Problemen in de sector
Tegen welke problemen loopt de sector aan en wat voor gevolgen heeft dat voor de langere termijn in de landbouw? Door de toenemende druk op het grondaanbod in Nederland zijn de uitbreidingsmogelijkheden voor veel bedrijven beperkt. Deze ruimte is juist voor bedrijven zo belangrijk om bijvoorbeeld te kunnen extensiveren. Extensiveren houdt in dat een bedrijf minder koeien per hectare kan houden en zo voor een groot gedeelte in eigen voer kan voorzien.
Door de toenemende kostprijs met name rondom krachtvoer en meststoffen zorgt dit voor de druk op schaalvergroting. De Nederlandse boer heeft voldoende marge nodig om zijn bedrijf economisch rendabel te kunnen houden. Schaalvergroting, oftewel het uitsmeren van vaste kosten over meer liters melk, kan een route zijn om de marge te vergroten. Naast de verantwoordelijkheid van de boer zelf ligt er ook een verantwoordelijkheid bij het koopgedrag van de consument en in de rest van de verwerkende industrie.
Kansen voor agrarische bedrijven
Hoewel veel regelgeving ook weer als kans benut wordt om zo ondernemer te blijven binnen de agrarische sector in Nederland, zijn er verschillende jonge boeren die zich oriënteren op het buitenland om daar een bedrijf te beginnen. Tussen 2010 en 2015 zijn er al honderd boeren gemigreerd, blijkt uit de landbouwtelling van het CBS. Naast de boeren die hun heil over de landsgrenzen zoeken, zijn er gelukkig een groot aantal jonge boeren van plan om in Nederland werkzaam te zijn als ondernemer. Als SGP-jongeren zouden we graag zien dat er voor verschillende gezinsleden mogelijkheden zijn binnen een agrarisch familiebedrijf. Daarom vinden wij het belangrijk dat agrarische bedrijven een toekomst hebben in Nederland. Voor deze bedrijven zien wij kansen op sociaal, economisch en ecologisch gebied.
Op sociaal gebied kan de boerderij een plaats zijn waar kinderen kennis kunnen maken met de natuur, waar ouderen kunnen genieten van hun oude dag en waar mensen met een beperking hun rust kunnen vinden in de natuur. Daarnaast kan deze rust ook een welkome plek zijn voor mensen waar de 24-uurseconomie4/7 economie te veel voor geworden is.

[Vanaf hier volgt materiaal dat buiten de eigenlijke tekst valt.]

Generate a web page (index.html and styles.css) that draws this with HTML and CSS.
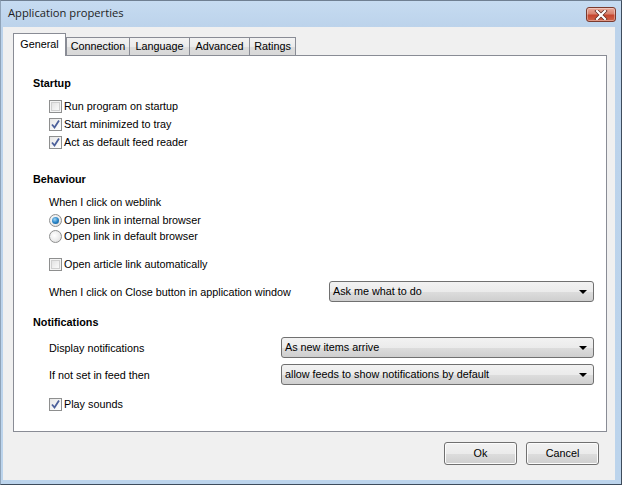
FILE: index.html
```html
<!DOCTYPE html>
<html>
<head>
<meta charset="utf-8">
<link rel="stylesheet" href="styles.css">
</head>
<body>
<div class="window">
  <div class="titlebar">
    <span class="title">Application properties</span>
    <div class="close">
      <svg width="14" height="10" viewBox="0 0 14 10">
        <path d="M3 1 L11 9 M11 1 L3 9" stroke="#5a2a22" stroke-width="3.6" stroke-linecap="square" fill="none"/>
        <path d="M3 1 L11 9 M11 1 L3 9" stroke="#ffffff" stroke-width="2.2" stroke-linecap="square" fill="none"/>
      </svg>
    </div>
  </div>
  <div class="client">
    <div class="tabs">
      <div class="tab selected t-general">General</div>
      <div class="tab t-conn">Connection</div>
      <div class="tab t-lang">Language</div>
      <div class="tab t-adv">Advanced</div>
      <div class="tab t-rat">Ratings</div>
    </div>
    <div class="panel">
      <div class="heading h-startup">Startup</div>
      <div class="row check r-first"><span class="cb"></span>Run program on startup</div>
      <div class="row check"><span class="cb checked"><svg width="11" height="11" viewBox="0 0 11 11"><path d="M2 5.5 L4.5 8.5 L9 1.5" stroke="#4b5f9a" stroke-width="1.8" fill="none"/></svg></span>Start minimized to tray</div>
      <div class="row check"><span class="cb checked"><svg width="11" height="11" viewBox="0 0 11 11"><path d="M2 5.5 L4.5 8.5 L9 1.5" stroke="#4b5f9a" stroke-width="1.8" fill="none"/></svg></span>Act as default feed reader</div>

      <div class="heading h-behaviour">Behaviour</div>
      <div class="row label r-weblink">When I click on weblink</div>
      <div class="row radio-row r-radio1"><span class="rb on"></span>Open link in internal browser</div>
      <div class="row radio-row r-radio2"><span class="rb"></span>Open link in default browser</div>
      <div class="row check r-article"><span class="cb"></span>Open article link automatically</div>
      <div class="row combo-row r-close">
        <span>When I click on Close button in application window</span>
        <div class="combo c-close"><span>Ask me what to do</span><span class="arrow"></span></div>
      </div>

      <div class="heading h-notif">Notifications</div>
      <div class="row combo-row r-display">
        <span>Display notifications</span>
        <div class="combo c-wide"><span>As new items arrive</span><span class="arrow"></span></div>
      </div>
      <div class="row combo-row r-ifnot">
        <span>If not set in feed then</span>
        <div class="combo c-wide"><span>allow feeds to show notifications by default</span><span class="arrow"></span></div>
      </div>
      <div class="row check r-play"><span class="cb checked"><svg width="11" height="11" viewBox="0 0 11 11"><path d="M2 5.5 L4.5 8.5 L9 1.5" stroke="#4b5f9a" stroke-width="1.8" fill="none"/></svg></span>Play sounds</div>
    </div>
    <div class="buttons">
      <div class="btn">Ok</div>
      <div class="btn">Cancel</div>
    </div>
  </div>
</div>
</body>
</html>
```
FILE: styles.css
```css
html, body {
  margin: 0;
  padding: 0;
  background: #ffffff;
}
body {
  font-family: "Liberation Sans", Arial, sans-serif;
  font-size: 10.8px;
  color: #000;
}
.window {
  width: 622px;
  height: 485px;
  box-sizing: border-box;
  border-top: 1px solid #6f7f92;
  border-right: 1px solid #3e4c5c;
  border-bottom: 1px solid #3e4c5c;
  border-left: 1px solid #8fa3b8;
  background: linear-gradient(to bottom, #c6dbf1 0px, #bcd3eb 26px, #bcd4ec 100%);
  padding: 0 6px 4px 2px;
  display: flex;
  flex-direction: column;
}
.titlebar {
  height: 26px;
  display: flex;
  align-items: flex-start;
  margin-left: -2px;
  margin-right: -6px;
}
.title {
  font-family: "Open Sans", "Liberation Sans", sans-serif;
  font-size: 11.2px;
  color: #1e1e1e;
  padding-left: 7px;
  padding-top: 4px;
  line-height: 16px;
}
.close {
  margin-left: auto;
  margin-right: 5px;
  margin-top: 6px;
  width: 28px;
  height: 13px;
  border: 1px solid #7a3a2e;
  border-radius: 3px;
  background: linear-gradient(to bottom, #e9a899 0%, #d8836f 45%, #c5452e 55%, #d0654a 100%);
  display: flex;
  align-items: center;
  justify-content: center;
  box-shadow: inset 0 0 0 1px rgba(255,255,255,0.35);
}
.client {
  flex: 1;
  background: #f0f0f0;
  padding: 6px 8px 0 10px;
  display: flex;
  flex-direction: column;
}
.tabs {
  height: 22px;
  display: flex;
  align-items: flex-end;
  position: relative;
  z-index: 2;
}
.tab {
  box-sizing: border-box;
  height: 18px;
  border: 1px solid #898c95;
  border-bottom: none;
  background: linear-gradient(to bottom, #f3f3f3 0%, #ebebeb 50%, #dddddd 51%, #d8d8d8 100%);
  text-align: center;
  line-height: 17px;
  margin-left: -1px;
}
.tab.selected {
  height: 23px;
  margin-bottom: -1px;
  margin-left: 0;
  background: #ffffff;
  line-height: 20px;
  border-color: #898c95;
  position: relative;
  z-index: 3;
}
.t-general { width: 53px; }
.t-conn { width: 64px; margin-left: 0; }
.t-lang { width: 61px; }
.t-adv { width: 61px; }
.t-rat { width: 47px; }
.panel {
  height: 377px;
  box-sizing: border-box;
  border: 1px solid #898c95;
  background: #ffffff;
  display: flex;
  flex-direction: column;
}
.heading {
  font-weight: bold;
  height: 18px;
  line-height: 18px;
  padding-left: 19px;
}
.h-startup { margin-top: 18px; }
.h-behaviour { margin-top: 19px; }
.h-notif { margin-top: 11px; }
.row {
  height: 18px;
  line-height: 18px;
  padding-left: 35px;
  display: flex;
  align-items: center;
}
.r-first { margin-top: 5px; }
.r-weblink { margin-top: 5px; }
.radio-row { height: 17px; line-height: 17px; }
.r-radio1 { margin-top: 1px; }
.r-radio2 { margin-top: -1px; }
.r-article { margin-top: 10px; }
.r-close { margin-top: 8px; }
.r-display { margin-top: 6px; }
.r-ifnot { margin-top: 6px; }
.r-play { margin-top: 10px; }
.combo-row {
  height: 21px;
  padding-right: 12px;
}
.cb {
  box-sizing: border-box;
  width: 13px;
  height: 13px;
  border: 1px solid #8e8f8f;
  background: linear-gradient(135deg, #dcdcdc 0%, #f2f2f2 60%, #ffffff 100%);
  box-shadow: inset 0 0 0 1px #f4f4f4, inset 0 0 0 2px #cfcfcf;
  margin-right: 2px;
  display: flex;
  align-items: center;
  justify-content: center;
}
.cb.checked {
  background: linear-gradient(135deg, #e6e6e6 0%, #f6f6f6 60%, #ffffff 100%);
  box-shadow: none;
}
.rb {
  box-sizing: border-box;
  width: 13px;
  height: 13px;
  border-radius: 50%;
  border: 1px solid #8e8f8f;
  background: radial-gradient(circle at 40% 40%, #ffffff 0%, #eeeeee 50%, #d6d6d6 100%);
  margin-right: 2px;
  position: relative;
}
.rb.on::after {
  content: "";
  position: absolute;
  left: 2px;
  top: 2px;
  width: 7px;
  height: 7px;
  border-radius: 50%;
  background: radial-gradient(circle at 40% 35%, #9fd4f4 0%, #2a86c8 50%, #104f83 100%);
}
.combo {
  margin-left: auto;
  box-sizing: border-box;
  height: 21px;
  border: 1px solid #707070;
  border-radius: 3px;
  background: linear-gradient(to bottom, #f2f2f2 0%, #ebebeb 50%, #dddddd 51%, #cfcfcf 100%);
  display: flex;
  align-items: center;
  padding-left: 3px;
  padding-right: 6px;
  line-height: 19px;
}
.c-close { width: 265px; }
.c-wide { width: 313px; }
.arrow {
  margin-left: auto;
  width: 0;
  height: 0;
  border-left: 4px solid transparent;
  border-right: 4px solid transparent;
  border-top: 4px solid #000;
  margin-top: 1px;
}
.buttons {
  display: flex;
  justify-content: flex-end;
  gap: 9px;
  margin-top: 10px;
  padding-right: 8px;
}
.btn {
  box-sizing: border-box;
  width: 73px;
  height: 23px;
  border: 1px solid #707070;
  border-radius: 3px;
  background: linear-gradient(to bottom, #f2f2f2 0%, #ebebeb 50%, #dddddd 51%, #cfcfcf 100%);
  box-shadow: inset 0 0 0 1px #fcfcfc;
  text-align: center;
  line-height: 21px;
}
```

Economisch zijn er kansen om de productie op eigen erf te verwerken en te verkopen. Op ecologisch gebied maken jonge boeren afwegingen hoe ze met de bodem omgaan en welke gewassen ze telen. Naast het bedrijf heeft de boer ook taken in het landschapsbeheer waar water een belangrijke rol speelt. Deze taken kunnen daardoor een positieve bijdrage leveren aan het verdienmodel van de boer.
Naast de kansen die zich voordoen om een bedrijf te versterken, moeten dit geen verplichtingen zijn. Niet elke boer heeft de competenties en interesses om van multifunctionele landbouw een verdienmodel te maken. Hierbij komt dat het primaire doel van onze landbouwbedrijven is om Nederland van voedsel voorzien. We moeten dit niet uit het oog verliezen. Daarom is het belangrijk dat een Nederlandse boerderij hieruit zijn inkomen kan halen.
Toekomst van de jonge boer
De Nederlandse jonge boer moet een stip op de horizon kunnen plaatsen waar hij met zijn bedrijf naar toe kan groeien. Vanuit de politiek is perspectief voor de lange termijn van cruciaal belang.
De agrarische sector daarentegen blijft de taak houden om de kloof tussen boer en burger te verkleinen. Op dit moment bevinden we ons in een onrustige tijd wat betreft de oorlog in Oekraïne, maar ook wat betreft de voedselvoorziening. Dit laat ook zien hoe belangrijk voedselvoorziening op nationaal niveau is. De Nederlandse jonge boeren hebben een toekomst nodig voor hun bedrijf, maar ook om ons als bevolking van voedsel te voorzien. Denk je daar wel eens over na?